Un futbolista con ese talento y semejante toque de ingenio en los pies no llega a los 33 años habiendo jugado solo 17 partidos en Primera por las desventuras del destino. Algo más ha habido. En el año que Lanzarote lleva en la ciudad, el Real Zaragoza ha comprobado perfectamente cuáles son las sombras que han oscurecido una carrera que, por capacidad innata, daba para sacarle mucho más brillo. Por una cosa o por la otra, o por la suma de todas, el fútbol ha hecho de la Segunda el hábitat más corriente del jugador catalán. Y en esta categoría mate y apagada, el día que Lanza brilla, brilla el sol.

En las últimas jornadas, el Real Zaragoza ha sufrido en carne propia cuánto de delgada es la línea que separa la victoria de la derrota en esta competición, decantada normalmente por detalles chicos, mínimos, a veces rozando lo insignificante. Lo vivió contra el Nástic, que aquel 1-2 bien pudo haber sido un 3-2. Y lo volvió a vivir ayer frente al Numancia, cuando un balón peleado por Ángel que salió rebotado en una dirección indeterminada, acabó en las botas de Lanzarote, que con un taconazo espléndido, le dejó un regalo empaquetado a Ros para el 1-0. Esta vez fue un detalle de calidad, como otras veces es el simple azar, el que empezó a resolver un partido que se terminó con el generoso penalti transformado por el canario, gestado en otro pase de Lanza, y que tuvo su guinda en el 3-0, obra de Silva tras un saque de córner botado por el protagonista del taconazo.

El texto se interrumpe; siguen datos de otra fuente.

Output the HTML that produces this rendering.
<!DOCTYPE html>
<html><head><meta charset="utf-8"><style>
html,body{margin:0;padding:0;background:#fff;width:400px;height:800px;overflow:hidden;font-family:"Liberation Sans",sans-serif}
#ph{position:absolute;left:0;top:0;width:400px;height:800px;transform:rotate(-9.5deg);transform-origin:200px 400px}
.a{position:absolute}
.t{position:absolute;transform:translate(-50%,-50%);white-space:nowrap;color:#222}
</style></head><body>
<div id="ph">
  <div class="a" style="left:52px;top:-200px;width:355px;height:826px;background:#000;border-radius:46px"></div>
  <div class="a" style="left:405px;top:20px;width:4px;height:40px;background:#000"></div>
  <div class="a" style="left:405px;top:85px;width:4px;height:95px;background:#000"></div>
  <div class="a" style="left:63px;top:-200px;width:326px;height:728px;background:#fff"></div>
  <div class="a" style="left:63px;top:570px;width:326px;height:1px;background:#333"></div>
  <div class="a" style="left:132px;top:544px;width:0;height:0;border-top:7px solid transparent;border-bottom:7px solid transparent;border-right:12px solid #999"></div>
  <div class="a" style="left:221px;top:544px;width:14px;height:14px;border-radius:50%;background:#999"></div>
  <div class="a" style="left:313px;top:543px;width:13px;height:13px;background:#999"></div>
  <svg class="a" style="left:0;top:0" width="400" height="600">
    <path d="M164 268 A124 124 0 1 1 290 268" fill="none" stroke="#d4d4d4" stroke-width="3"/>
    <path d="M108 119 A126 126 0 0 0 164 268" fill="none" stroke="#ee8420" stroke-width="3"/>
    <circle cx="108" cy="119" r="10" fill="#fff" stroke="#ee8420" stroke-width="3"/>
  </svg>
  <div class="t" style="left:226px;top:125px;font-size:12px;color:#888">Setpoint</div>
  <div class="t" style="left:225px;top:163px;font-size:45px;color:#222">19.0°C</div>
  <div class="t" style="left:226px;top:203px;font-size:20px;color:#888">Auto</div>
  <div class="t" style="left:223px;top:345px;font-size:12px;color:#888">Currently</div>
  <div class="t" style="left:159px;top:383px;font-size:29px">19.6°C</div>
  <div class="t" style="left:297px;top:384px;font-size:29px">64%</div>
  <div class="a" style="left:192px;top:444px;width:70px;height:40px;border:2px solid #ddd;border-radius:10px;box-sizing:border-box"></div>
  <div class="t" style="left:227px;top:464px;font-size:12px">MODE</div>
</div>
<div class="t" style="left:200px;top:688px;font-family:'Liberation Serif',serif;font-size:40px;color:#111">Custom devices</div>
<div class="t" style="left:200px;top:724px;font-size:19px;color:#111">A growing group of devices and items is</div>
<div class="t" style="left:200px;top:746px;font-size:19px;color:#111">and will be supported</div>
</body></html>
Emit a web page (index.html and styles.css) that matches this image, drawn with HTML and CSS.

Lanzarote es capaz de ausentarse durante periodos largos, de refunfuñar y de gruñir para adentro como ninguno. Hasta de sentirse incomprendido. Lanzarote es capaz de grandes Lanzarotadas. Pero también, y este es el jugo que el Real Zaragoza debe exprimir hasta que no quede gota, de poner su extraordinario talento al servicio de la causa. De auténticas y geniales Lanzarotessen.